我们常说“看见即理解”,但在这本书里,你会发现,看得见的,不一定是真的;看不见的,有时反而更真实。这部小说,让我们借着盲人的眼睛,看我们从未真正看清的自己。
《推拿》里,黑暗不再是诗意的象征或抽象的比喻,它是一种具体而日常的存在。推拿店的楼道、盲人用脚试探前路的习惯、细微的声响和气味的记忆构成了他们的世界。
小说不刻意营造“苦难感”,但越写生活细节,越让人感到压抑:那是一种持续的、不带戏剧性的困境——不是轰轰烈烈的命运之战,而是一天又一天,摸索着过下去。
但也正是在这些细节中,我们看到:他们不是“可怜人”。他们吃饭、聊天、打架、恋爱,甚至自私、欺骗、幻想。他们不是符号,是完整的人,是在黑暗中活得同样坦荡的人。
《推拿》这个标题,本身就是一种隐喻:身体成为他们与世界连接的方式。小说里有一段描写很打动我:盲人恋人相互触摸时,不只是“抚摸”,更像是在“阅读”彼此。他们用指尖去“看”,用体温去“理解”。
在我们习惯用视觉快速消费他人时,他们却把爱变成了“需要用整个人体会”。

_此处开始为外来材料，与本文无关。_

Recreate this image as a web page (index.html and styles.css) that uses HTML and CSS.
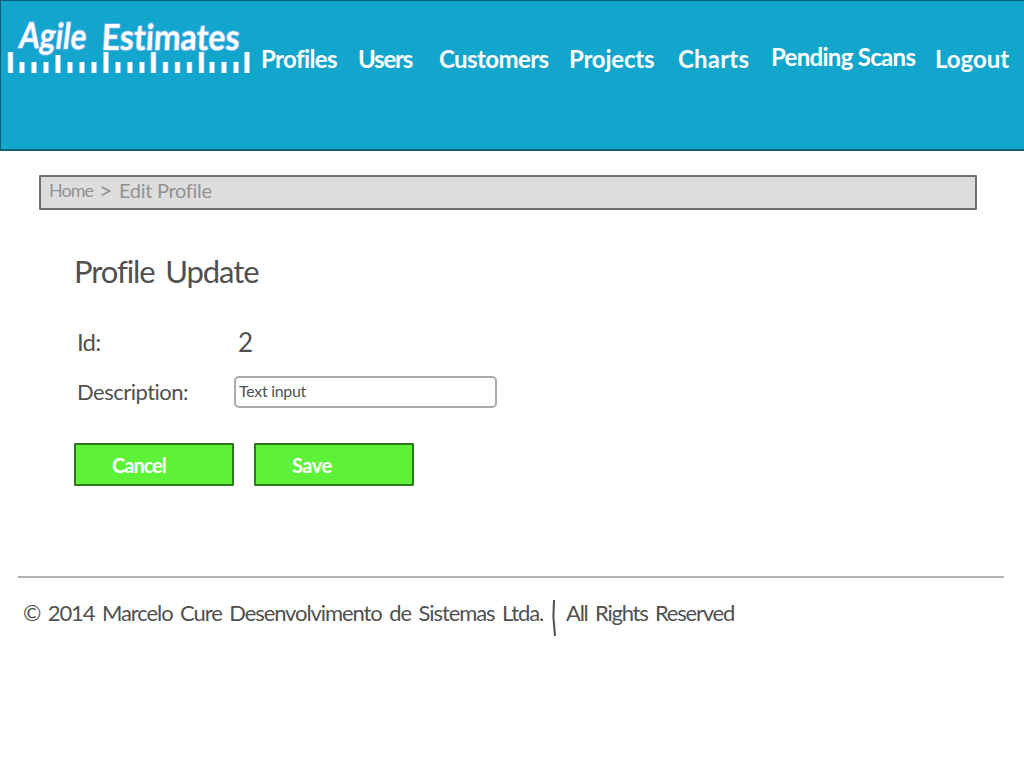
FILE: index.html
```html
<!DOCTYPE html>
<html lang="en">
<head>
<meta charset="utf-8">
<title>Agile Estimates - Edit Profile</title>
<link rel="stylesheet" href="styles.css">
</head>
<body>
<header class="header">
  <svg class="logo" width="245" height="60" viewBox="0 0 245 60" role="img" aria-label="Agile Estimates">
    <g class="logo-text">
      <text transform="translate(14 32) rotate(1) skewX(-6)" textLength="67" lengthAdjust="spacingAndGlyphs">Agile</text>
      <text transform="translate(97 34) skewX(-3)" textLength="138" lengthAdjust="spacingAndGlyphs">Estimates</text>
    </g>
    <g class="logo-specks">
      <path d="M3 8h2M8 13h2M13 7h2M88 8h3M97 7h3M128 8h2M153 7h2M171 8h3M187 7h3M202 9h2M222 7h4M236 8h4"/>
    </g>
    <g class="ruler">
      <path class="ruler-edge" d="M6.5 36v21M18 46v11M30 46v11M42 46v11M54 39v18M66 46v11M78 46v11M90 46v11M102 36v21M114 46v11M126 46v11M138 46v11M149.5 36v21M161.5 46v11M173.5 46v11M185.5 46v11M197.5 36v21M208 46v11M220 46v11M232 46v11M243 36v21"/>
      <path class="ruler-mark" d="M6.5 36v21M18 46v11M30 46v11M42 46v11M54 39v18M66 46v11M78 46v11M90 46v11M102 36v21M114 46v11M126 46v11M138 46v11M149.5 36v21M161.5 46v11M173.5 46v11M185.5 46v11M197.5 36v21M208 46v11M220 46v11M232 46v11M243 36v21"/>
    </g>
  </svg>
  <nav class="nav">
    <a class="nav-profiles">Profiles</a>
    <a class="nav-users">Users</a>
    <a class="nav-customers">Customers</a>
    <a class="nav-projects">Projects</a>
    <a class="nav-charts">Charts</a>
    <a class="nav-scans">Pending Scans</a>
    <a class="nav-logout">Logout</a>
  </nav>
</header>
<div class="breadcrumb"><span class="crumb-home">Home</span> <span class="crumb-arrow">&gt;</span> <span>Edit Profile</span></div>
<main class="content">
  <h1 class="title">Profile Update</h1>
  <div class="row row-id">
    <span class="label-id">Id:</span>
    <span class="value">2</span>
  </div>
  <div class="row row-description">
    <span class="label">Description:</span>
    <div class="input">Text input</div>
  </div>
  <div class="actions">
    <div class="button cancel">Cancel</div>
    <div class="button save">Save</div>
  </div>
</main>
<footer class="footer">
  <span class="copyright">© 2014 Marcelo Cure Desenvolvimento de Sistemas Ltda.</span>
  <svg class="divider" width="6" height="38" viewBox="0 0 6 38"><path d="M2 1 1.4 18 3 37"/></svg>
  <span class="rights">All Rights Reserved</span>
</footer>
</body>
</html>
```
FILE: styles.css
```css
* { box-sizing: border-box; }
body {
  margin: 0;
  background: #fff;
  color: #505050;
  font-family: Lato, "Open Sans", sans-serif;
  font-variant-ligatures: none;
}
.header {
  display: flex;
  height: 151px;
  padding: 15px 0 0 3px;
  background: #12a6cd;
  border: solid #0b5f76;
  border-width: 1px 0 2px 1px;
}
.logo { flex: none; overflow: visible; }
.logo-text {
  font-size: 36px;
  font-weight: 700;
  fill: #fff;
  stroke: #62aef0;
  stroke-width: 2px;
  paint-order: stroke;
}
.logo-specks { stroke: #429be5; stroke-width: 1; }
.ruler { fill: none; }
.ruler-edge { stroke: #70bdf2; stroke-width: 6; }
.ruler-mark { stroke: #fff; stroke-width: 4.4; }
.nav {
  display: grid;
  grid-template-columns: 97px 81px 130px 109px 93px 164px 80px;
  margin-left: 12px;
  padding-top: 28px;
  color: #fff;
  font-size: 24px;
  font-weight: 700;
  line-height: 30px;
  white-space: nowrap;
}
.nav-profiles { letter-spacing: -.6px; }
.nav-users { letter-spacing: -1.2px; }
.nav-customers { letter-spacing: -.6px; }
.nav-projects { letter-spacing: -.2px; }
.nav-charts { letter-spacing: .2px; }
.nav-scans { letter-spacing: -.7px; margin-top: -2px; }
.nav-logout { letter-spacing: 0; }
.breadcrumb {
  display: grid;
  grid-template-columns: 50px 20px auto;
  width: 938px;
  height: 35px;
  margin: 24px 0 0 39px;
  padding-left: 8px;
  background: #ddd;
  border: 2px solid #707070;
  border-radius: 1px;
  color: #929292;
  font-size: 20px;
  line-height: 27px;
  letter-spacing: -.3px;
}
.crumb-home { font-size: 18px; letter-spacing: -1px; }
.crumb-arrow { font-size: 23px; }
.content { padding: 40px 0 0 74px; }
.title {
  margin: 0;
  font-size: 31px;
  font-weight: 400;
  line-height: 42px;
  letter-spacing: -1.1px;
  word-spacing: 4px;
}
.row { display: grid; grid-template-columns: 160px 263px; }
.row-id { margin-top: 34px; line-height: 32px; }
.label-id { padding-left: 3px; font-size: 24px; letter-spacing: -.8px; }
.value { padding-left: 4px; font-size: 26px; }
.row-description { margin-top: 18px; line-height: 32px; }
.label { padding-left: 3px; font-size: 22px; letter-spacing: -.5px; }
.input {
  height: 32px;
  padding-left: 3px;
  border: 2px solid #aaa;
  border-radius: 5px;
  font-size: 16px;
  line-height: 25px;
  letter-spacing: -.3px;
}
.actions { display: flex; gap: 20px; margin-top: 35px; }
.button {
  width: 160px;
  height: 43px;
  padding-left: 36px;
  background: #5df238;
  border: 2px solid #2e791c;
  border-radius: 1px;
  color: #fff;
  font-size: 20px;
  font-weight: 700;
  line-height: 40px;
}
.cancel { letter-spacing: -1px; }
.save { letter-spacing: -.5px; }
.footer {
  display: flex;
  width: 986px;
  margin: 90px 0 0 18px;
  padding: 21px 0 0 5px;
  border-top: 2px solid #b2b2b2;
  font-size: 22px;
  line-height: 28px;
  white-space: nowrap;
}
.copyright { width: 529px; letter-spacing: -1.09px; word-spacing: 3px; }
.divider { fill: none; stroke: #505050; stroke-width: 2; }
.rights { margin-left: 8px; letter-spacing: -1.22px; word-spacing: 3px; }
```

这不是因为他们高尚,而是因为他们别无选择——但也正因此,他们的情感反而更加本质、直接、不加修饰。
推拿师们要靠技艺吃饭,小说里老技师那句台词令人不安:“一个盲人推拿师,如果手不行了,就什么都没有了。”这不仅是盲人的问题,更是每一个人迟早都要面对的命题。
在视觉健全者看来,盲人是被动的,是需要“帮助”的;但在小说中,盲人对周围人心思的洞察、对细节的敏感,远远超出我们的想象。
王大夫对推拿馆的管理心机,小马和小孔的爱情,那些暗流涌动的关系,被“看不见”的人一一察觉。盲人对人性保持一种本能的触觉。
我想起一句话:“有些人不是失明,只是闭眼不看。”在视觉高度发达的信息时代,我们真的“看见”彼此了吗?还是只是表面地滑过?
读完这本书,我开始更留意身边的人和细节,也更珍惜“被真正理解”的那种慢热关系。也许,看清一个人,不是靠眼睛,而是靠耐心、靠时间、靠愿意触碰他人痛点的勇气。